Memberikan contoh, Guru Besar Bidang Studi Islam yang baru dikukuhkan oleh Universitas Muhammadiyah Yogyakarta (UMY) pada Sabtu, (30/1) mengaku belum menemukan definisi tentang apa yang dimaksud sebagai ‘kemiskinan’ oleh setiap lembaga Islam di Indonesia, termasuk Muhammadiyah, NU dan MUI.
Tanpa adanya fatwa yang spesifik, mewujudkan konsep al-adalah (keadilan, justice) dalam tataran operasional di tengah-tengah umat baginya akan sulit untuk diwujudkan secara luas.
Belum lagi kebanyakan ulama yang dia pandang masih cenderung pasif dan menghindari pembahasan terkait fatwa zakat yang spesifik di ranah konseptual.
“Ke depan, kita butuh interpretasi baru yang lebih operasional,” ungkapnya.

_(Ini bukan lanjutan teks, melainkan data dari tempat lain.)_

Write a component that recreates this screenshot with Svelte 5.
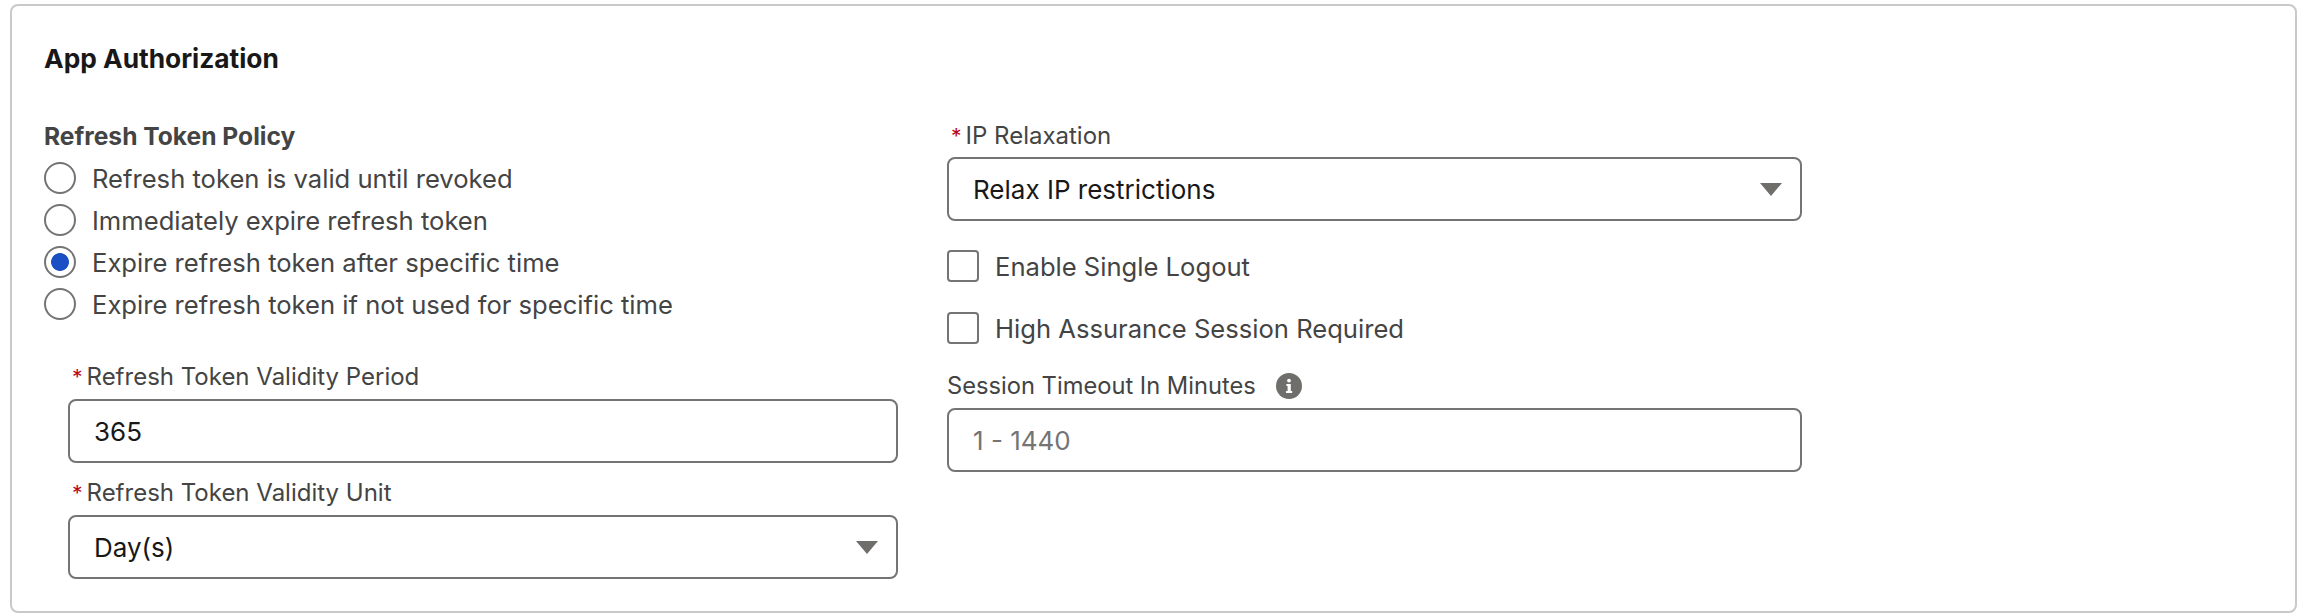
<script>
  const policies = [
    { label: "Refresh token is valid until revoked", checked: false },
    { label: "Immediately expire refresh token", checked: false },
    { label: "Expire refresh token after specific time", checked: true },
    { label: "Expire refresh token if not used for specific time", checked: false }
  ];
</script>

<div class="page">
  <section class="card">
    <h2>App Authorization</h2>
    <div class="columns">
      <div class="col">
        <div class="group-label">Refresh Token Policy</div>
        <div class="radios">
          {#each policies as policy}
            <label class="radio">
              <input type="radio" name="policy" checked={policy.checked} />
              <span>{policy.label}</span>
            </label>
          {/each}
        </div>

        <div class="nested">
          <div class="field-label"><abbr>*</abbr>Refresh Token Validity Period</div>
          <input class="control" type="text" value="365" />
          <div class="field-label second"><abbr>*</abbr>Refresh Token Validity Unit</div>
          <div class="select-wrap">
            <select class="control">
              <option>Day(s)</option>
            </select>
            <svg class="caret" viewBox="0 0 22 13"><path d="M0 0h22L11 13z" /></svg>
          </div>
        </div>
      </div>

      <div class="col">
        <div class="field-label ip"><abbr>*</abbr>IP Relaxation</div>
        <div class="select-wrap">
          <select class="control">
            <option>Relax IP restrictions</option>
          </select>
          <svg class="caret" viewBox="0 0 22 13"><path d="M0 0h22L11 13z" /></svg>
        </div>

        <div class="checks">
          <label class="check"><input type="checkbox" /><span>Enable Single Logout</span></label>
          <label class="check"><input type="checkbox" /><span>High Assurance Session Required</span></label>
        </div>

        <div class="field-label timeout">
          Session Timeout In Minutes
          <svg class="info" viewBox="0 0 26 26">
            <circle cx="13" cy="13" r="13" fill="#706e6b" />
            <circle cx="13" cy="7.6" r="1.9" fill="#fff" />
            <path d="M10.4 11h4.4v7h1.4v2h-6.2v-2h1.6v-5h-1.2z" fill="#fff" />
          </svg>
        </div>
        <input class="control" type="text" placeholder="1 - 1440" />
      </div>
    </div>
  </section>
</div>

<style>
  :global(body) {
    margin: 0;
    background: #fff;
  }

  .page {
    width: 2308px;
    height: 616px;
    padding: 4px 11px 0 10px;
    box-sizing: border-box;
    font-family: Inter, "Liberation Sans", sans-serif;
    color: #444;
  }

  .card {
    width: 2287px;
    height: 609px;
    box-sizing: border-box;
    border: 2px solid #c9c9c9;
    border-radius: 8px;
    padding: 36px 32px 0;
  }

  h2 {
    margin: 0;
    font-size: 26.3px;
    line-height: 34px;
    font-weight: 700;
    color: #181818;
  }

  .columns {
    display: grid;
    grid-template-columns: 854px 855px;
    column-gap: 49px;
    margin-top: 44px;
  }

  .group-label {
    font-size: 24.6px;
    line-height: 32px;
    font-weight: 700;
    color: #444;
  }

  .radios {
    display: flex;
    flex-direction: column;
    margin-top: 5px;
  }

  .radio {
    display: flex;
    align-items: center;
    gap: 16px;
    height: 42px;
    font-size: 25.6px;
  }

  .radio input {
    appearance: none;
    width: 32px;
    height: 32px;
    margin: 0;
    flex: none;
    border: 2px solid #747474;
    border-radius: 50%;
    background: #fff;
  }

  .radio input:checked {
    background: radial-gradient(circle, #1b4fc4 0 8.5px, #fff 9.3px);
  }

  .nested {
    margin-left: 24px;
    margin-top: 36px;
  }

  .field-label {
    font-size: 24px;
    line-height: 32px;
    color: #444;
    margin-bottom: 6px;
  }

  .field-label abbr {
    color: #ba0517;
    font-size: 21px;
    line-height: 1;
    margin: 0 4px 0 4px;
    text-decoration: none;
  }

  .second {
    margin-top: 14px;
  }

  .ip {
    margin-bottom: 5px;
  }

  .control {
    display: block;
    width: 100%;
    height: 64px;
    box-sizing: border-box;
    border: 2px solid #747474;
    border-radius: 8px;
    padding: 0 24px;
    background: #fff;
    font: inherit;
    font-size: 26px;
    color: #181818;
    appearance: none;
    outline: none;
  }

  .control::placeholder {
    color: #747474;
    opacity: 1;
  }

  .select-wrap {
    position: relative;
  }

  .caret {
    position: absolute;
    right: 20px;
    top: 26px;
    width: 22px;
    height: 13px;
    fill: #706e6b;
  }

  .checks {
    display: flex;
    flex-direction: column;
    gap: 30px;
    margin-top: 29px;
  }

  .check {
    display: flex;
    align-items: center;
    gap: 16px;
    height: 32px;
    font-size: 25.6px;
  }

  .check input {
    appearance: none;
    width: 32px;
    height: 32px;
    margin: 0;
    flex: none;
    border: 2px solid #747474;
    border-radius: 4px;
    background: #fff;
  }

  .timeout {
    display: flex;
    align-items: center;
    gap: 20px;
    margin-top: 26px;
    font-size: 23.7px;
  }

  .info {
    width: 26px;
    height: 26px;
  }
</style>
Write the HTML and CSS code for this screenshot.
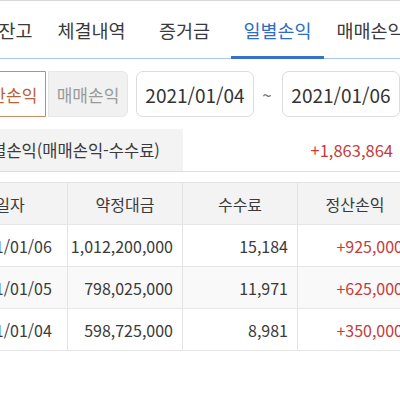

Tidak Hanya Amar Makruf Nahi Munkar
Lebih jauh, Hilman Latief menyebut bahwa posisi fatwa amat menentukan untuk membuat umat berani bergerak bersama. Meskipun untuk menggerakkan mereka juga membutuhkan waktu yang tidak sebentar.
“Yang menarik ketika bicara agama, konsep-konsep baru yang revolusioner, transformatif itu tidak mudah diwujudkan dalam tataran praksis,” sambungnya.
Hilman berharap para pemegang otoritas keagamaan, terutama ulama Muhammadiyah segera memberikan perhatian terhadap fatwa-fatwa keagamaan yang spesifik di bidang ZIS.
Kepentingan itu terutama diperlukan agar dakwah amar makruf nahi munkar Islam mampu bersaing dengan gerakan-gerakan berbasis filantropi dari kelompok non-Islam yang memiliki gerak tak kalah luas, termasuk menyasar umat muslim sendiri.
Tak hanya amar makruf nahi munkar, kebutuhan fatwa juga mampu menjadi landasan penguat agar gerakan ZIS semakin luas dan inklusif menyasar siapapun yang membutuhkan pertolongan, termasuk umat non-muslim.
Hilman mengisahkan pengalamannya di Belanda satu dekade lampau saat menghadiri forum dengan lembaga filantropi berbasis agama non-Islam. Menurut Hilman, gerakan mereka yang inklusif dan reflektif semakin patut diperhatikan agar gerakan dakwah dan gerakan kemanusiaan Islami tidak tenggelam oleh gerak masif kelompok lain yang lebih kuat dan terorganisir.